Офицер помогал ей. Она осталась в одних туфлях. Немец, бегло оглядев ее, брезгливо ощупал ее плечи, бедра, колени и, обернувшись к солдату, сказал отрывисто и так, точно он говорил о солдате:
– Tauglich![5]
– Пачпорт! – не глядя на Валю, крикнул писарь, протянув руку.
Валя, прикрываясь одеждой, всхлипывая, подала ему паспорт.
– Адрес!
Валя сказала.
– Одягайся, – мрачно и тихо сказал писарь, бросив ее паспорт на другие. – Будет извещенье, когда являться на сборный пункт.
Валя пришла в себя уже на улице. Жаркое дневное солнце лежало на домах, на пыльной дороге, на выжженной траве. Уже больше месяца, как не было дождя. Все вокруг было пережжено и высушено. Воздух дрожал, раскаленный. Валя стояла посреди дороги в густой пыли по щиколотку. И вдруг, застонав, опустилась прямо в пыль. Платье ее надулось вокруг пузырем и опало. Валя уткнула лицо в ладони.

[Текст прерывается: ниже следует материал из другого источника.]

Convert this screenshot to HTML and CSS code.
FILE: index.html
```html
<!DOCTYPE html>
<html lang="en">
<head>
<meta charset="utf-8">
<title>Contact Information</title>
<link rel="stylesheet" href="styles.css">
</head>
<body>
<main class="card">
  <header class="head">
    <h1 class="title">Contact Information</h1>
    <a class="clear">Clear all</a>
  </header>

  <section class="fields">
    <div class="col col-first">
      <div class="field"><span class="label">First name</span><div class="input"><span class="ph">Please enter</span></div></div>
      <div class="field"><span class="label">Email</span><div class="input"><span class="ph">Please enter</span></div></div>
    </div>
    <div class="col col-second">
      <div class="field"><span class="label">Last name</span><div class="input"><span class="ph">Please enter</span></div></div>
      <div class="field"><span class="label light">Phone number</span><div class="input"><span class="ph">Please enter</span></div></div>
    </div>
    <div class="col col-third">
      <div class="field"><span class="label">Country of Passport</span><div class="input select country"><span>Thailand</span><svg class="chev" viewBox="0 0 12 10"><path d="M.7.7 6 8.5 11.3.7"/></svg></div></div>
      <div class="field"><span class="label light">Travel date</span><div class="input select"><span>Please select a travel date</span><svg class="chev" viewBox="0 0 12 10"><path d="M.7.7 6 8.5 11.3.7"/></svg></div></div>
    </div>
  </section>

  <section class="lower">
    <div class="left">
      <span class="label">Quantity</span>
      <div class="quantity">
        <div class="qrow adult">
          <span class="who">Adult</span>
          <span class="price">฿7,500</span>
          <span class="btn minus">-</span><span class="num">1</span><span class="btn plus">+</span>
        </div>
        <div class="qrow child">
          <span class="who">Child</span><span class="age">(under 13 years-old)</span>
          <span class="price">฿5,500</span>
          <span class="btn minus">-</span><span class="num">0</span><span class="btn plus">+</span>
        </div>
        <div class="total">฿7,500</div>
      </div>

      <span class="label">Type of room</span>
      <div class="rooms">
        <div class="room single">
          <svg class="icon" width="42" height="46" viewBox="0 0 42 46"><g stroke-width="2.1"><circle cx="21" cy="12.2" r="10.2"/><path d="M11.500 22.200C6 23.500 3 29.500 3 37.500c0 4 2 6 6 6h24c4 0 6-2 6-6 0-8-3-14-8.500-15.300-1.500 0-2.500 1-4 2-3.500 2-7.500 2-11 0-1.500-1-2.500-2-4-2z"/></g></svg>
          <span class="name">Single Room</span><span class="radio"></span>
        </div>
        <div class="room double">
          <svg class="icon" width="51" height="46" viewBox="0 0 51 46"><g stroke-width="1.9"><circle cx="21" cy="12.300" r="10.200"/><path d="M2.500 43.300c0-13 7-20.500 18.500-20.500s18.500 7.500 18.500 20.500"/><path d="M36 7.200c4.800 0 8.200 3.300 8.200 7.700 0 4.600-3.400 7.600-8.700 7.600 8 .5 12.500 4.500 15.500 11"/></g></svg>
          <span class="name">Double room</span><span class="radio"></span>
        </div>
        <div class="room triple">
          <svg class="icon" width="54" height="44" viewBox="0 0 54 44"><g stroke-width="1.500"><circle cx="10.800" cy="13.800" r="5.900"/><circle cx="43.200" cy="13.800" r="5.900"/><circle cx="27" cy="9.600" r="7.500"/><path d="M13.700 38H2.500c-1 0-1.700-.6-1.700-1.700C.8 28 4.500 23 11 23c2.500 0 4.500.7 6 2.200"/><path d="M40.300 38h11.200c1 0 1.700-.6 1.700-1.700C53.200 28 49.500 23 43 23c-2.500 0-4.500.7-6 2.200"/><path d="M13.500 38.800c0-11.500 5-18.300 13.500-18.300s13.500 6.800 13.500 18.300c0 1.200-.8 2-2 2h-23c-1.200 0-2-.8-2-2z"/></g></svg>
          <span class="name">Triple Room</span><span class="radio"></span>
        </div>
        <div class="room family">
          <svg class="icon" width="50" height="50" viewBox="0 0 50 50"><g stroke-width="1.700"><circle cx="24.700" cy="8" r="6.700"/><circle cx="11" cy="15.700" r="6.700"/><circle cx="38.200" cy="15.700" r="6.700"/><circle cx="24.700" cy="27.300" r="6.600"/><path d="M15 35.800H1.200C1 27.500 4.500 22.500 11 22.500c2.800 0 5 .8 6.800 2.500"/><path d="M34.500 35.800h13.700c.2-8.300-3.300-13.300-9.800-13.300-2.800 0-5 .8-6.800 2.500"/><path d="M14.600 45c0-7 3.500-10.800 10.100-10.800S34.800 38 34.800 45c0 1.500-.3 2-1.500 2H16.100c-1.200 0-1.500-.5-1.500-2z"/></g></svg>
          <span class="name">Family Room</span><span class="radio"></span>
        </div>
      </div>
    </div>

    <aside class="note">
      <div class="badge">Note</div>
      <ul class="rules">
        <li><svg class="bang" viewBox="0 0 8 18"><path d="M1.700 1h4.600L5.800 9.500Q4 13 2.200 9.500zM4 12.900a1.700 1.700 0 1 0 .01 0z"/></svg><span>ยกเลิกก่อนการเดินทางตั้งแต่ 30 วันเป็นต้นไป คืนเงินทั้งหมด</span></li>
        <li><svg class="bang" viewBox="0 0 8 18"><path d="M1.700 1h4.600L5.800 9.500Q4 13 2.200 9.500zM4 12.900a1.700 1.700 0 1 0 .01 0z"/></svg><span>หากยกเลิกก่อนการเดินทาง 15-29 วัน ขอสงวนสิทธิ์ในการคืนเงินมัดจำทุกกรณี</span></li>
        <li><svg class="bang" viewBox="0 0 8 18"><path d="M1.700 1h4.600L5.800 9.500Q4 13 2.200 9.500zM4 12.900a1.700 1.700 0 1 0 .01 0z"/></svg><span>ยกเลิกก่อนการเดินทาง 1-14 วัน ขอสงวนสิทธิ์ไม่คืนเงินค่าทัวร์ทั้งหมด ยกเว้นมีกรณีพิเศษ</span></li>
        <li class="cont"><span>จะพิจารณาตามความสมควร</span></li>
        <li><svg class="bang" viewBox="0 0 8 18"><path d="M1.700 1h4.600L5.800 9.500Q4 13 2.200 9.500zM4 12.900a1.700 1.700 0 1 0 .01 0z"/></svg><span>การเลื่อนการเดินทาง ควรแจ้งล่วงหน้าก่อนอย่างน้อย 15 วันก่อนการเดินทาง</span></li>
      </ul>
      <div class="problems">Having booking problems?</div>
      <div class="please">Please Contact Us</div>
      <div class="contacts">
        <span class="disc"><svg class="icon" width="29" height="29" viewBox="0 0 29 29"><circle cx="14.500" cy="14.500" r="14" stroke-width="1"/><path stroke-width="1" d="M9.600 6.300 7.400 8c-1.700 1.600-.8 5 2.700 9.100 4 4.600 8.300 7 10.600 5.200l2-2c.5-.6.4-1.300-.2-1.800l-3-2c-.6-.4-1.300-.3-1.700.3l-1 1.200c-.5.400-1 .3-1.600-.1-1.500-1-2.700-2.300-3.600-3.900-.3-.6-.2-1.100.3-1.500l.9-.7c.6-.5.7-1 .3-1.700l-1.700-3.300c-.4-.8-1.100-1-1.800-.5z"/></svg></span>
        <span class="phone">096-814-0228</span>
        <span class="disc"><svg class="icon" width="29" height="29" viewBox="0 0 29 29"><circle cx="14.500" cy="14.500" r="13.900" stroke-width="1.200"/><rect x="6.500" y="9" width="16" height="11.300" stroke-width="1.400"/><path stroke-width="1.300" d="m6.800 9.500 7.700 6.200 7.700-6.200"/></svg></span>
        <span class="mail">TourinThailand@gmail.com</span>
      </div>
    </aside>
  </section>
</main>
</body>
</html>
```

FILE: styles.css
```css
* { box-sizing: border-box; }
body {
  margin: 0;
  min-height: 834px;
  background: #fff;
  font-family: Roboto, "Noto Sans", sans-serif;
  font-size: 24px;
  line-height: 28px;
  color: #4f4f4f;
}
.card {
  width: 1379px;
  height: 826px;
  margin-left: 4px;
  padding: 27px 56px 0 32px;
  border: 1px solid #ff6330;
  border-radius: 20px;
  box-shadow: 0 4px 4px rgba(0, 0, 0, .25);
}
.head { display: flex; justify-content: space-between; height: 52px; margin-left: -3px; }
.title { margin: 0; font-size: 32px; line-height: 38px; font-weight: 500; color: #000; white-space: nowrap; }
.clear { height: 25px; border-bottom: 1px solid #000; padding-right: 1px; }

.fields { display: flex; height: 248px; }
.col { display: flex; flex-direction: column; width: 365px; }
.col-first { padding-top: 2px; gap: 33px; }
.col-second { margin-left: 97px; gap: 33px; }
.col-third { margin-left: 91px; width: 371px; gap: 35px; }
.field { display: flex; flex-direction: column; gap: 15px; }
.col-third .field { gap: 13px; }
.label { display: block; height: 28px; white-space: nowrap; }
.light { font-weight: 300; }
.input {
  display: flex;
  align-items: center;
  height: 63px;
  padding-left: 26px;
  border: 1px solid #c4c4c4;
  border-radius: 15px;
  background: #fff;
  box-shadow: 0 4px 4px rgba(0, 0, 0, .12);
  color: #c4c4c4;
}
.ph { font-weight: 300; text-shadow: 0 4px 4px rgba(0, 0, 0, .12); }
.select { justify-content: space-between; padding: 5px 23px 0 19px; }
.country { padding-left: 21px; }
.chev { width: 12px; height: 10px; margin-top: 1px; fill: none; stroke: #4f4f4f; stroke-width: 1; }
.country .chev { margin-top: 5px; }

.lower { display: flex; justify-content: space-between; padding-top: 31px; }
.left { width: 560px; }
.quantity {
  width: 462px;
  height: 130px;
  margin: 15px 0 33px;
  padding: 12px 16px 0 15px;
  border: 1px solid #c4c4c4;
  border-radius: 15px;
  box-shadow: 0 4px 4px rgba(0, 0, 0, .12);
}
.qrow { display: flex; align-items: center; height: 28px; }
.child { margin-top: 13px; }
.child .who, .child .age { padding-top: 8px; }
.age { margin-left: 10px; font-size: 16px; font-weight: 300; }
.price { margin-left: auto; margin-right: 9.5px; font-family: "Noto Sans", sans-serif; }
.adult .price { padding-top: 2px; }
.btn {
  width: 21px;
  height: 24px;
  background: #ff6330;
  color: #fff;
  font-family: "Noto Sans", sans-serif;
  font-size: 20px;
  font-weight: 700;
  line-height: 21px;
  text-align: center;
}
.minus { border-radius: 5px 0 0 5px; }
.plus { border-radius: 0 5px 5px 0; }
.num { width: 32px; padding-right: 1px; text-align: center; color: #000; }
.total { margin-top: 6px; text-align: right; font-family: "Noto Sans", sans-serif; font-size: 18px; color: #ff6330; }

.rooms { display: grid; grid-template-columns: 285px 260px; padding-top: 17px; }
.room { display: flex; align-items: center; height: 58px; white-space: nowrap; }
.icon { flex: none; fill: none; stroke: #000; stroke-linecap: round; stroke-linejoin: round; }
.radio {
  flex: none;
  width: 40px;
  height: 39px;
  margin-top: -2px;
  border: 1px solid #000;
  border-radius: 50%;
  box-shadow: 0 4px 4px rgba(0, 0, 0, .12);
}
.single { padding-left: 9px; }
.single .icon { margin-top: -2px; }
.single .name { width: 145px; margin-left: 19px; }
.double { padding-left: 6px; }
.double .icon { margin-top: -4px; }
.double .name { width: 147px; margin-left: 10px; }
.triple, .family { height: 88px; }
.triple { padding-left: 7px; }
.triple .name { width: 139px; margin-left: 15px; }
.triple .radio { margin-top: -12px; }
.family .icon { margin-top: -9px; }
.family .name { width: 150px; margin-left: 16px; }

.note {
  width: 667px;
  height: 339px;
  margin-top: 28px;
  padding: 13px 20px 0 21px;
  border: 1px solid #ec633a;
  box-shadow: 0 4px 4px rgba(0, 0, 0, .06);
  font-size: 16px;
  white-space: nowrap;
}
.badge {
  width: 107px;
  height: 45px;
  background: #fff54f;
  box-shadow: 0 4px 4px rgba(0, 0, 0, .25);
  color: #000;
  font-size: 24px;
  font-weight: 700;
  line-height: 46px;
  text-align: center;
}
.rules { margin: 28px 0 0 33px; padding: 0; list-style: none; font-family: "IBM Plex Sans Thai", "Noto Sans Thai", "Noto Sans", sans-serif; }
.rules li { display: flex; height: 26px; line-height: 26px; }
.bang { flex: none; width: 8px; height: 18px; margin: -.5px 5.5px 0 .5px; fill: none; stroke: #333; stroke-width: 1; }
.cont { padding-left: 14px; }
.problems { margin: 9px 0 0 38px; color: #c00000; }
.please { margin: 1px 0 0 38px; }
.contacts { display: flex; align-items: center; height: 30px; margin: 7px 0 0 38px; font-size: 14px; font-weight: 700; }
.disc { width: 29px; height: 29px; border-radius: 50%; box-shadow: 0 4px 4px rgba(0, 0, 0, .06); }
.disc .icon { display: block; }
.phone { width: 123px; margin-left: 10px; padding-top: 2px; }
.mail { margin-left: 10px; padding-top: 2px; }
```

Вырикова привела ее в себя. Они спустились с холма, где стояло здание райисполкома, и мимо здания милиции, через Восьмидомики, пошли к себе на Первомайку. Валю то знобило, то бросало в жаркий пот.
– Дура ты, дура! – говорила Вырикова. – Так вам и надо, таким!.. Это же немцы, – с уважением и даже подобострастием сказала Вырикова, – к ним надо уметь приспособиться!
Валя, не слыша, шла рядом с ней.
– У ты, дура такая! – со злобой говорила Вырикова. – Я же дала тебе знак. Надо было дать понять, что ты хочешь им помогать здесь, они это ценят. И надо было сказать: нездорова… Там, на комиссии, врачом Наталья Алексеевна, с городской больницы, она всем дает освобождение или неполную годность, а немец там просто фельдшер и ни черта не понимает. Дура, дура и есть! А меня определили на службу в бывшую контору «Заготскот», еще и паек дадут…
Первым движением Ули было движение жалости. Она обняла Валину голову и стала молча целовать ей волосы, глаза. Потом у нее зароились планы спасения Вали.
– Тебе надо бежать, – сказала Уля, – да, да, бежать!
– Куда же, куда, боже мой? – беспомощно и в то же время раздраженно говорила Валя. – У меня же нет теперь никаких документов!
– Валечка, милая, – заговорила Уля ласковым шепотом, – я понимаю, кругом немцы, но ведь это же наша страна, она большая, ведь кругом все те же люди, среди которых мы жили, ведь можно же найти выход из положения! Я сама помогу тебе, все ребята и девчата помогут.
– А мама? Что ты, Улечка! Они же замучают ее! – Валя заплакала.
– Да не плачь же ты, в самом деле! – в сердцах сказала Уля. – А если тебя в Германию угонят, ты думаешь, ей будет легче? Разве она это переживет?
– Улечка… Улечка… За что ты еще больше мучаешь меня?
– Это отвратительно, что ты говоришь, это… это позорно, гадко… Я презираю тебя! – со страшным, жестоким чувством сказала Уля. – Да, да, презираю твою немощность, твои слезы… Кругом столько горя, столько людей, здоровых, сильных, прекрасных людей гибнет на фронте, в фашистских концлагерях, застенках, подумай, что испытывают их жены, матери, но все работают, борются! А ты, девчонка, тебе все дороги открыты, тебе предлагают помощь, а ты хнычешь, да еще хочешь, чтобы тебя жалели. А мне тебя не жалко, да, да, не жалко! – говорила Уля.
Она резко встала, отошла к двери и, прислонившись к ней заложенными за спину руками, стояла, глядя перед собой гневными черными глазами. Валя, уткнувшись лицом в постель Ули, молча стояла на коленях.